Вот уже поставлены все сцены, кроме самой трудной, кульминационной — монолога Чацкого «Не образумлюсь… виноват». Как только доходило до этого места, Мейерхольд под каким-нибудь предлогом прерывал репетицию, оставлял работу над монологом напоследок. Наконец, уже совсем незадолго до премьеры, назначена репетиция монолога.
Мейерхольд долго сидит молча, потом встает и говорит: — Нет, не знаю, как это надо играть… — Повернулся, пошел. Потом, сделав несколько шагов, поглядел на огорченного Гарина. — Играй как захочется…
Таким образом, этот режиссер, прослывший деспотом и диктатором, сознательно оставил важнейшую, кульминационную сцену на свободу актерской импровизации. Трудно, конечно, поверить, что Мейерхольд не сумел бы придумать решения этой сцены, если бы он не доверял актеру.
И это не случайность. Подобный прием Мейерхольд не раз применял в своей работе.

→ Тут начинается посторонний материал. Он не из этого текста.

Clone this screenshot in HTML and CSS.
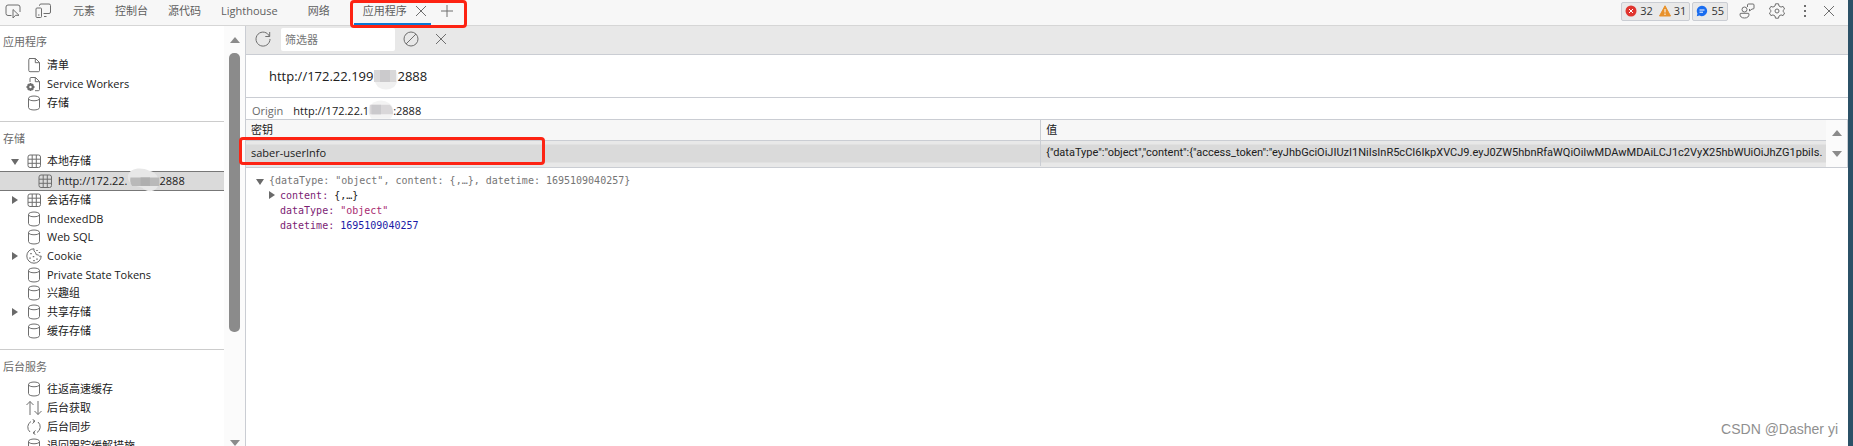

На репетициях «Бориса Годунова» он совсем не трогал одну-единственную сцену — сцену смерти Бориса, тоже кульминационную. Однажды он чуть наметил ее и сразу оставил. Он сказал, что сцена эта требует такого душевного подъема, что она должна сама «вылиться», и отложил ее на конец работы. «Я не хочу ее раздраконить в своем воображении. Чем позднее мы за нее возьмемся, тем она будет свежее…» Знаменитую сцену вранья в «Ревизоре» он поставил в одну вдохновенную ночную репетицию, за шесть дней до премьеры. Потрясающую сцену самоубийства китайчонка-боя (его играла М. И. Бабанова) в «Рычи, Китай!» он поставил за сорок минут в одну репетицию.